Trade discord and GMO controversy may sour sugar business
- Disputed trade agreements on sugar between the U.S. and Mexico could threaten imports of Mexican raw cane sugar and exports of high-fructose corn syrup, while at the same time leaving U.S. refiners short of raw material.
The agreement was designed to replace U.S. taxes imposed by the U.S. on Mexican sugar imports less than two years ago, after Mexican subsidized sugar entered the U.S. market at 40% below fair-market prices. In response, Mexico started exporting more sugar that could bypass U.S. refineries to be ready for consumption.
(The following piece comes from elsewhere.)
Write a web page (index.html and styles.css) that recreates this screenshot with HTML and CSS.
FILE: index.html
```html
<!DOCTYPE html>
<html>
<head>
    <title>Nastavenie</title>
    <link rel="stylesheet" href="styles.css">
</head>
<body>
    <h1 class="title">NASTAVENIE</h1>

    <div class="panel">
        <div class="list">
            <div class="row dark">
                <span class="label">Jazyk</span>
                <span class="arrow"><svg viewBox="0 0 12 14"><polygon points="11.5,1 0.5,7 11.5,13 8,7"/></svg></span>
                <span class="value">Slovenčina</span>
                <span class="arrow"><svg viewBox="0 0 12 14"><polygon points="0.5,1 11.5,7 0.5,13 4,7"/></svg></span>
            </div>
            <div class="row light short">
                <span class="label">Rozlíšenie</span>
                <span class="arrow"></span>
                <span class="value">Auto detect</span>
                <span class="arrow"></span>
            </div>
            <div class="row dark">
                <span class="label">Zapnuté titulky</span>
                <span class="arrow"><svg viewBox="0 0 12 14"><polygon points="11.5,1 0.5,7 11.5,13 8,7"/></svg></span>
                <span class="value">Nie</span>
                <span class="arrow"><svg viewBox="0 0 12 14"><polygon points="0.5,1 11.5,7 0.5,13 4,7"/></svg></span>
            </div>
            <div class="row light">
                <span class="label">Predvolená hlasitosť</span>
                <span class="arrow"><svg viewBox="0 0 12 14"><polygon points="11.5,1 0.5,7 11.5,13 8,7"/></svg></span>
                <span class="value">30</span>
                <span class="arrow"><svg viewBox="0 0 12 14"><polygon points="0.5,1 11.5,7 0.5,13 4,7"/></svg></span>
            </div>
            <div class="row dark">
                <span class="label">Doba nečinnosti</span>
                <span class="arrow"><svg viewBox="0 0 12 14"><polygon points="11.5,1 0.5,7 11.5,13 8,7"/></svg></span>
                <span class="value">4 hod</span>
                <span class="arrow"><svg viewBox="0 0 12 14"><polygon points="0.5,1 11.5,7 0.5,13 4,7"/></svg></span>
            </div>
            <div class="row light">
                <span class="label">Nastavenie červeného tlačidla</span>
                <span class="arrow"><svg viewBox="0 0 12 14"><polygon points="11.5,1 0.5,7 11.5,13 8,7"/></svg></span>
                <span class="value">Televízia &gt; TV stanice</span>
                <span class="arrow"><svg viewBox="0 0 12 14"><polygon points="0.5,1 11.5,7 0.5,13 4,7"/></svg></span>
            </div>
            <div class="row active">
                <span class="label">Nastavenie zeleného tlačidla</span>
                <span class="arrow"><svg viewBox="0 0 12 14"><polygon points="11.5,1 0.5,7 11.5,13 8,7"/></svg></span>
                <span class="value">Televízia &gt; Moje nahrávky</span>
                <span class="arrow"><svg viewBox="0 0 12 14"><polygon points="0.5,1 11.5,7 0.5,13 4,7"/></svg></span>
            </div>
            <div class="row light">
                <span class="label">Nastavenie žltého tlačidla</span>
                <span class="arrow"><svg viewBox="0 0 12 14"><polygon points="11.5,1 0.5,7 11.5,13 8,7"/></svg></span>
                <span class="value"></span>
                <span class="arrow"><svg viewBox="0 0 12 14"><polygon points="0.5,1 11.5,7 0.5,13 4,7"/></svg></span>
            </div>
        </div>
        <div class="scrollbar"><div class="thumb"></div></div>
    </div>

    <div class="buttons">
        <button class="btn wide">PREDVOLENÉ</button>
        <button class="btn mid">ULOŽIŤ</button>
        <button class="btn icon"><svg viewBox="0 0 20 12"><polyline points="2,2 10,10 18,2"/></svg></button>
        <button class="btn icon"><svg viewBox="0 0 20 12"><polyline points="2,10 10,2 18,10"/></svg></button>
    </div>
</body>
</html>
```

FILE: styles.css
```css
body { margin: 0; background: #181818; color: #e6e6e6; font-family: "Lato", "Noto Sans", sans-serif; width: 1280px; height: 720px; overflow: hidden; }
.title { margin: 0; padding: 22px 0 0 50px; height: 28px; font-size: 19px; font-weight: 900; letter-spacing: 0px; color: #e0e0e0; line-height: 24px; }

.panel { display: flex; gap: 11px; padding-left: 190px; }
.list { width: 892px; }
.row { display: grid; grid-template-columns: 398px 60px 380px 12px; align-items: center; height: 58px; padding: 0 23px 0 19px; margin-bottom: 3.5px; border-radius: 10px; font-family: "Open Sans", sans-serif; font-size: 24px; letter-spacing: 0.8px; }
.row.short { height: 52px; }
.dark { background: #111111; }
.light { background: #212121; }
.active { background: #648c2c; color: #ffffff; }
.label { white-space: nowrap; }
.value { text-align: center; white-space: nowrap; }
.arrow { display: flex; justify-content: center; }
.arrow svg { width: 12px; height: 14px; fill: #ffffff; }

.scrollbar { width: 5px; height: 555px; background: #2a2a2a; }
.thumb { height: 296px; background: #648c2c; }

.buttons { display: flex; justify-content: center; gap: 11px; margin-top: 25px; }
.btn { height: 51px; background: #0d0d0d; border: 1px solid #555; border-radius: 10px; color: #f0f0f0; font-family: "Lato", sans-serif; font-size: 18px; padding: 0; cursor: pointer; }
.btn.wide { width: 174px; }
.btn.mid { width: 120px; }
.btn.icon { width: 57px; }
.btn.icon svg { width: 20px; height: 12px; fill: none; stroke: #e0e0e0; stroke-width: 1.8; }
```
Because beet sugar comes from crops grown mostly from bioengineered seed, demand for the domestically grown product is lower.
Some pressure on the sugar industry was relieved when President Obama signed bipartisan legislation to enact a consistent national standard for GMO labeling in late July. The federal law would not require GMO labeling on refined beet sugar because, according to the FDA, they don't meet the law's definition of "bioengineering" and may not contain genetic material.
Even without the problems facing refiners, the sugar industry is at a precarious spot. Dietary Guidelines for Americans has recommended that no more than 10% of daily calories come from added sugars, so the search for replacements has been ongoing. At the same time, many consumers are looking for options that are more healthy, so consumption of sugar is also dropping.